= Your goal =
Transcribe the listing in full, excluding any pictures.

begin

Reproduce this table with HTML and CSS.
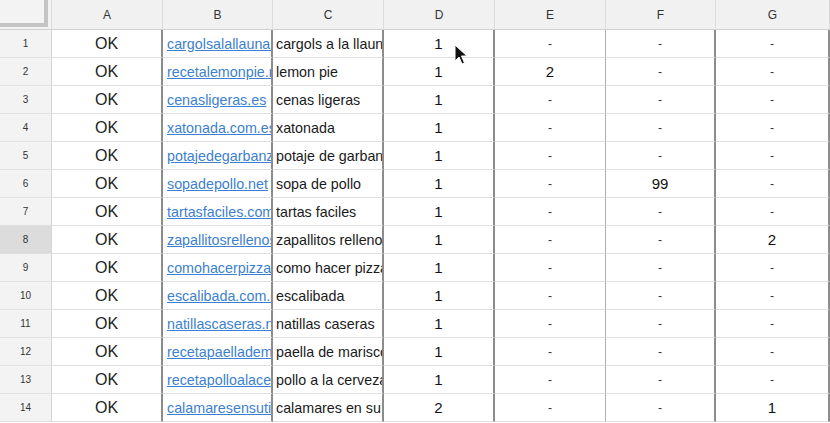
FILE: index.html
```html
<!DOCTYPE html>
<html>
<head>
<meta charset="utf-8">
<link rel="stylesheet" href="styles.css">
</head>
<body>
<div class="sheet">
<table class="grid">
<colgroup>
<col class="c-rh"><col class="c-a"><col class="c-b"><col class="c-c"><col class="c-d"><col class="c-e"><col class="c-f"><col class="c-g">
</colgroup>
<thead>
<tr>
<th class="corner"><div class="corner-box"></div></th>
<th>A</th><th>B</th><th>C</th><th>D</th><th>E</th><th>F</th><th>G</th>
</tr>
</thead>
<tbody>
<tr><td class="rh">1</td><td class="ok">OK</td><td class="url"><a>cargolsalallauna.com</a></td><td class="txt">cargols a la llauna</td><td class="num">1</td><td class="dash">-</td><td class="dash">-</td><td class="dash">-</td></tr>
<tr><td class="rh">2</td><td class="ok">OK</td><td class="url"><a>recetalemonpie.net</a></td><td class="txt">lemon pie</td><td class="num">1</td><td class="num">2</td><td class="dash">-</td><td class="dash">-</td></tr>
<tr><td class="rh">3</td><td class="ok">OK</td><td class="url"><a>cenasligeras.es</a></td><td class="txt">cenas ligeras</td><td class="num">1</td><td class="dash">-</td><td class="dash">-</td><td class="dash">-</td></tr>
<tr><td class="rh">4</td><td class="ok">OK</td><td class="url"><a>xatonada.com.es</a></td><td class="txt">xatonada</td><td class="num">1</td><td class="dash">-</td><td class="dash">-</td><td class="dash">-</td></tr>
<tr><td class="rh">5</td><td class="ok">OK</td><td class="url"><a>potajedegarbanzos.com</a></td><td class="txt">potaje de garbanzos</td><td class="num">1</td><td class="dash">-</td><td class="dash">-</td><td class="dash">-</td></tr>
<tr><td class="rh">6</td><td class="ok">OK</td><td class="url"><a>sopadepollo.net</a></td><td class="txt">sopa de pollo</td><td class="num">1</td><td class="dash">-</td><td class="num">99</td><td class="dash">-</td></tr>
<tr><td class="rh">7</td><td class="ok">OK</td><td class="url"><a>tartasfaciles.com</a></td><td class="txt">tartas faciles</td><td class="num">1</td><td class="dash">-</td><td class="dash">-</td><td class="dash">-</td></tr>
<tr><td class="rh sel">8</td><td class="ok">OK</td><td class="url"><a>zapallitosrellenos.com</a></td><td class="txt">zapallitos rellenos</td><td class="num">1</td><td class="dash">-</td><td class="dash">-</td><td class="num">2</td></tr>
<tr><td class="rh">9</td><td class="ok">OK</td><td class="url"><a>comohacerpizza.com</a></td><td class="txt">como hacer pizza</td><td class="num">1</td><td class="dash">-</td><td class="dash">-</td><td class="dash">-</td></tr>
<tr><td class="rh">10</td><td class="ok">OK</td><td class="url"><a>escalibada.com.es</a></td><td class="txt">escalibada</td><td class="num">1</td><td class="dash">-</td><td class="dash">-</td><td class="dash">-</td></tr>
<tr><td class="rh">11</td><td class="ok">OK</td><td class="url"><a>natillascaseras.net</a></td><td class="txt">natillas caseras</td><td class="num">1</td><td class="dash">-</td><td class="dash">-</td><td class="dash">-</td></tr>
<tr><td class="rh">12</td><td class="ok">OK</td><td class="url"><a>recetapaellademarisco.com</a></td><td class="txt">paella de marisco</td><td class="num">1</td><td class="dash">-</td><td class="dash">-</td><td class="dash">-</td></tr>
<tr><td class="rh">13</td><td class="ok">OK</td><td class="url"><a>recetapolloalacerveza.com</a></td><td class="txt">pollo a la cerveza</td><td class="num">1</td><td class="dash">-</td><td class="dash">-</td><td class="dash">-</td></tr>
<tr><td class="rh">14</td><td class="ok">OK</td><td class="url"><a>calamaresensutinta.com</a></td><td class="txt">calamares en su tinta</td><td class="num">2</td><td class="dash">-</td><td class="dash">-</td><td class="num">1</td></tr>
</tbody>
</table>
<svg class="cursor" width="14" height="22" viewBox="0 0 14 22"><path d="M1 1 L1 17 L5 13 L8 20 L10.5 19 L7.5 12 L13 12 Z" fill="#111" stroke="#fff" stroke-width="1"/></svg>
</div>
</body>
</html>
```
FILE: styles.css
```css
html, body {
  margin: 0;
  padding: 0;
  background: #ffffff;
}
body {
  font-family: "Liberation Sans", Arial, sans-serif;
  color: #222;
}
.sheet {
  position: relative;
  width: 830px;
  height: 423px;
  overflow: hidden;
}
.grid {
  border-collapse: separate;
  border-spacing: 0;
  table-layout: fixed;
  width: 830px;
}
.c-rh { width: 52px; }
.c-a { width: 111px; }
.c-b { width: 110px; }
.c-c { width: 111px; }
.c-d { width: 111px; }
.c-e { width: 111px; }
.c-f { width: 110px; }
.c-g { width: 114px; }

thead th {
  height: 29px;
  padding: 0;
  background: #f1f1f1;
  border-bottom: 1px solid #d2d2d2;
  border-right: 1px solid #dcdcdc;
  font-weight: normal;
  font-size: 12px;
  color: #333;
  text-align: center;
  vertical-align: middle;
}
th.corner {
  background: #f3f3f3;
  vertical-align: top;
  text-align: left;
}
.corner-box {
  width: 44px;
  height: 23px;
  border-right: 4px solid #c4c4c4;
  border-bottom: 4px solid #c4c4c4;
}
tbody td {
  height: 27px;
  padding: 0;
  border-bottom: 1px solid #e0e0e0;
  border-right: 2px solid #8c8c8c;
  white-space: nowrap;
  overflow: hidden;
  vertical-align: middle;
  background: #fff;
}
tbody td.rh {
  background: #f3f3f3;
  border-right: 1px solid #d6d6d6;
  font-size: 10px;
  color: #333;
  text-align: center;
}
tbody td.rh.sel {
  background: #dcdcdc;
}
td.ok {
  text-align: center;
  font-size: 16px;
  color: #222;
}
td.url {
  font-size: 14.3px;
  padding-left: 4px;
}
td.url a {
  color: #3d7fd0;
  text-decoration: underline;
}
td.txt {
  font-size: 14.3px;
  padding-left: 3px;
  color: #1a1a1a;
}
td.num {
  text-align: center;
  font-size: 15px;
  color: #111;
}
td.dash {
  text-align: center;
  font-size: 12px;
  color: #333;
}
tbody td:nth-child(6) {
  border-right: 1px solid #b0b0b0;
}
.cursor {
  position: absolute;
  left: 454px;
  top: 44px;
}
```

end

= Solution =
Reproduce this table with HTML and CSS.
FILE: index.html
```html
<!DOCTYPE html>
<html>
<head>
<meta charset="utf-8">
<link rel="stylesheet" href="styles.css">
</head>
<body>
<div class="sheet">
<table class="grid">
<colgroup>
<col class="c-rh"><col class="c-a"><col class="c-b"><col class="c-c"><col class="c-d"><col class="c-e"><col class="c-f"><col class="c-g">
</colgroup>
<thead>
<tr>
<th class="corner"><div class="corner-box"></div></th>
<th>A</th><th>B</th><th>C</th><th>D</th><th>E</th><th>F</th><th>G</th>
</tr>
</thead>
<tbody>
<tr><td class="rh">1</td><td class="ok">OK</td><td class="url"><a>cargolsalallauna.com</a></td><td class="txt">cargols a la llauna</td><td class="num">1</td><td class="dash">-</td><td class="dash">-</td><td class="dash">-</td></tr>
<tr><td class="rh">2</td><td class="ok">OK</td><td class="url"><a>recetalemonpie.net</a></td><td class="txt">lemon pie</td><td class="num">1</td><td class="num">2</td><td class="dash">-</td><td class="dash">-</td></tr>
<tr><td class="rh">3</td><td class="ok">OK</td><td class="url"><a>cenasligeras.es</a></td><td class="txt">cenas ligeras</td><td class="num">1</td><td class="dash">-</td><td class="dash">-</td><td class="dash">-</td></tr>
<tr><td class="rh">4</td><td class="ok">OK</td><td class="url"><a>xatonada.com.es</a></td><td class="txt">xatonada</td><td class="num">1</td><td class="dash">-</td><td class="dash">-</td><td class="dash">-</td></tr>
<tr><td class="rh">5</td><td class="ok">OK</td><td class="url"><a>potajedegarbanzos.com</a></td><td class="txt">potaje de garbanzos</td><td class="num">1</td><td class="dash">-</td><td class="dash">-</td><td class="dash">-</td></tr>
<tr><td class="rh">6</td><td class="ok">OK</td><td class="url"><a>sopadepollo.net</a></td><td class="txt">sopa de pollo</td><td class="num">1</td><td class="dash">-</td><td class="num">99</td><td class="dash">-</td></tr>
<tr><td class="rh">7</td><td class="ok">OK</td><td class="url"><a>tartasfaciles.com</a></td><td class="txt">tartas faciles</td><td class="num">1</td><td class="dash">-</td><td class="dash">-</td><td class="dash">-</td></tr>
<tr><td class="rh sel">8</td><td class="ok">OK</td><td class="url"><a>zapallitosrellenos.com</a></td><td class="txt">zapallitos rellenos</td><td class="num">1</td><td class="dash">-</td><td class="dash">-</td><td class="num">2</td></tr>
<tr><td class="rh">9</td><td class="ok">OK</td><td class="url"><a>comohacerpizza.com</a></td><td class="txt">como hacer pizza</td><td class="num">1</td><td class="dash">-</td><td class="dash">-</td><td class="dash">-</td></tr>
<tr><td class="rh">10</td><td class="ok">OK</td><td class="url"><a>escalibada.com.es</a></td><td class="txt">escalibada</td><td class="num">1</td><td class="dash">-</td><td class="dash">-</td><td class="dash">-</td></tr>
<tr><td class="rh">11</td><td class="ok">OK</td><td class="url"><a>natillascaseras.net</a></td><td class="txt">natillas caseras</td><td class="num">1</td><td class="dash">-</td><td class="dash">-</td><td class="dash">-</td></tr>
<tr><td class="rh">12</td><td class="ok">OK</td><td class="url"><a>recetapaellademarisco.com</a></td><td class="txt">paella de marisco</td><td class="num">1</td><td class="dash">-</td><td class="dash">-</td><td class="dash">-</td></tr>
<tr><td class="rh">13</td><td class="ok">OK</td><td class="url"><a>recetapolloalacerveza.com</a></td><td class="txt">pollo a la cerveza</td><td class="num">1</td><td class="dash">-</td><td class="dash">-</td><td class="dash">-</td></tr>
<tr><td class="rh">14</td><td class="ok">OK</td><td class="url"><a>calamaresensutinta.com</a></td><td class="txt">calamares en su tinta</td><td class="num">2</td><td class="dash">-</td><td class="dash">-</td><td class="num">1</td></tr>
</tbody>
</table>
<svg class="cursor" width="14" height="22" viewBox="0 0 14 22"><path d="M1 1 L1 17 L5 13 L8 20 L10.5 19 L7.5 12 L13 12 Z" fill="#111" stroke="#fff" stroke-width="1"/></svg>
</div>
</body>
</html>
```
FILE: styles.css
```css
html, body {
  margin: 0;
  padding: 0;
  background: #ffffff;
}
body {
  font-family: "Liberation Sans", Arial, sans-serif;
  color: #222;
}
.sheet {
  position: relative;
  width: 830px;
  height: 423px;
  overflow: hidden;
}
.grid {
  border-collapse: separate;
  border-spacing: 0;
  table-layout: fixed;
  width: 830px;
}
.c-rh { width: 52px; }
.c-a { width: 111px; }
.c-b { width: 110px; }
.c-c { width: 111px; }
.c-d { width: 111px; }
.c-e { width: 111px; }
.c-f { width: 110px; }
.c-g { width: 114px; }

thead th {
  height: 29px;
  padding: 0;
  background: #f1f1f1;
  border-bottom: 1px solid #d2d2d2;
  border-right: 1px solid #dcdcdc;
  font-weight: normal;
  font-size: 12px;
  color: #333;
  text-align: center;
  vertical-align: middle;
}
th.corner {
  background: #f3f3f3;
  vertical-align: top;
  text-align: left;
}
.corner-box {
  width: 44px;
  height: 23px;
  border-right: 4px solid #c4c4c4;
  border-bottom: 4px solid #c4c4c4;
}
tbody td {
  height: 27px;
  padding: 0;
  border-bottom: 1px solid #e0e0e0;
  border-right: 2px solid #8c8c8c;
  white-space: nowrap;
  overflow: hidden;
  vertical-align: middle;
  background: #fff;
}
tbody td.rh {
  background: #f3f3f3;
  border-right: 1px solid #d6d6d6;
  font-size: 10px;
  color: #333;
  text-align: center;
}
tbody td.rh.sel {
  background: #dcdcdc;
}
td.ok {
  text-align: center;
  font-size: 16px;
  color: #222;
}
td.url {
  font-size: 14.3px;
  padding-left: 4px;
}
td.url a {
  color: #3d7fd0;
  text-decoration: underline;
}
td.txt {
  font-size: 14.3px;
  padding-left: 3px;
  color: #1a1a1a;
}
td.num {
  text-align: center;
  font-size: 15px;
  color: #111;
}
td.dash {
  text-align: center;
  font-size: 12px;
  color: #333;
}
tbody td:nth-child(6) {
  border-right: 1px solid #b0b0b0;
}
.cursor {
  position: absolute;
  left: 454px;
  top: 44px;
}
```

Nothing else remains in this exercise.